Set exercise: How many lines in the listing below include the word "index"? Reply with the count alone.

** START Raw data **

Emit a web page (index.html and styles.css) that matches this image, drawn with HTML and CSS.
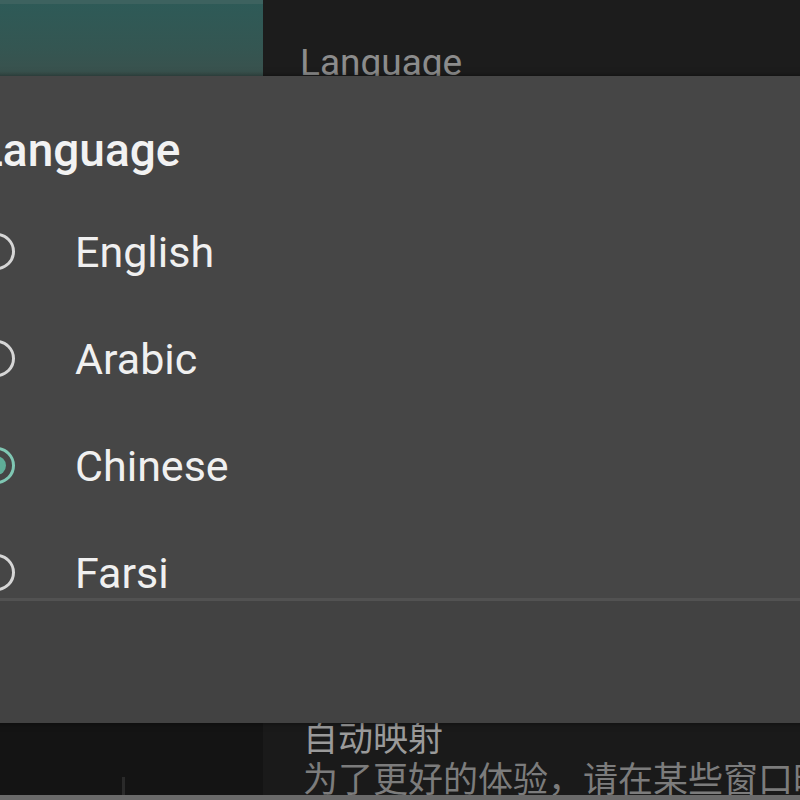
FILE: index.html
```html
<!DOCTYPE html>
<html lang="en">
<head>
    <meta charset="UTF-8">
    <meta name="viewport" content="width=device-width, initial-scale=1.0">
    <title>Language</title>
    <link rel="stylesheet" href="styles.css">
</head>
<body>
    <div class="page">
        <div class="topbar">
            <div class="side-panel"></div>
            <div class="pref-title">Language</div>
        </div>
        <div class="pref-body"></div>
        <div class="pref-bottom">
            <div class="bottom-side"><span class="tick"></span></div>
            <div class="pref-item">
                <div class="pref-name">自动映射</div>
                <div class="pref-summary">为了更好的体验，请在某些窗口时</div>
            </div>
        </div>
    </div>

    <div class="dialog">
        <div class="dialog-title">Language</div>
        <ul class="options">
            <li class="option"><span class="radio"></span>English</li>
            <li class="option"><span class="radio"></span>Arabic</li>
            <li class="option"><span class="radio checked"></span>Chinese</li>
            <li class="option"><span class="radio"></span>Farsi</li>
        </ul>
        <div class="dialog-actions"></div>
    </div>
</body>
</html>
```

FILE: styles.css
```css
/* General Styles */
body {
    margin: 0;
    padding: 0;
    background-color: #1b1b1b;
    font-family: Roboto, "Noto Sans CJK SC", sans-serif;
    overflow: hidden;
    height: 800px;
}

.page {
    display: flex;
    flex-direction: column;
    height: 800px;
}

/* Background screen */
.topbar {
    display: flex;
    height: 76px;
}

.side-panel {
    width: 263px;
    background: linear-gradient(180deg, #2e5a57 0%, #345652 60%, #3a514d 100%);
    border-top: 4px solid #3d625f;
    box-sizing: border-box;
}

.pref-title {
    flex: 1;
    padding: 40px 0 0 37px;
    font-size: 37px;
    line-height: 46px;
    color: #8c8c8c;
    background-color: #1c1c1c;
    overflow: hidden;
}

.pref-body {
    flex: 1;
}

.pref-bottom {
    display: flex;
    height: 76px;
    border-bottom: 5px solid #6a6a6a;
}

.bottom-side {
    width: 263px;
    background-color: #141414;
    position: relative;
}

.tick {
    position: absolute;
    left: 122px;
    bottom: 0;
    width: 3px;
    height: 18px;
    background-color: #2a2a2a;
}

.pref-item {
    flex: 1;
    padding: 2px 0 0 40px;
    background-color: #1a1a1a;
    white-space: nowrap;
    overflow: hidden;
}

.pref-name {
    font-size: 35px;
    color: #9a9a9a;
    line-height: 38px;
}

.pref-summary {
    font-size: 35px;
    color: #7c7c7c;
    line-height: 44px;
}

/* Dialog */
.dialog {
    position: absolute;
    top: 76px;
    left: -60px;
    width: 900px;
    height: 647px;
    background-color: #464646;
    display: flex;
    flex-direction: column;
    box-shadow: 0 0 6px rgba(0, 0, 0, 0.5);
}

.dialog-title {
    padding: 44px 0 0 38px;
    font-size: 46px;
    font-weight: 500;
    color: #f2f2f2;
    line-height: 60px;
    height: 104px;
    box-sizing: border-box;
}

.options {
    list-style: none;
    margin: 0;
    padding: 18px 0 0;
    height: 421px;
    box-sizing: border-box;
    border-bottom: 3px solid #525252;
    overflow: hidden;
}

.option {
    display: flex;
    align-items: center;
    gap: 60px;
    height: 107px;
    padding-left: 38px;
    font-size: 43px;
    color: #f0f0f0;
}

.radio {
    width: 31px;
    height: 31px;
    border: 3px solid #d6d6d6;
    border-radius: 50%;
    flex-shrink: 0;
    position: relative;
}

.radio.checked {
    border-color: #7fc7b3;
}

.radio.checked::after {
    content: "";
    position: absolute;
    top: 6px;
    left: 6px;
    width: 19px;
    height: 19px;
    border-radius: 50%;
    background-color: #5fae98;
}

.dialog-actions {
    flex: 1;
    background-color: #424242;
}
```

** END Raw data **

Task result: 2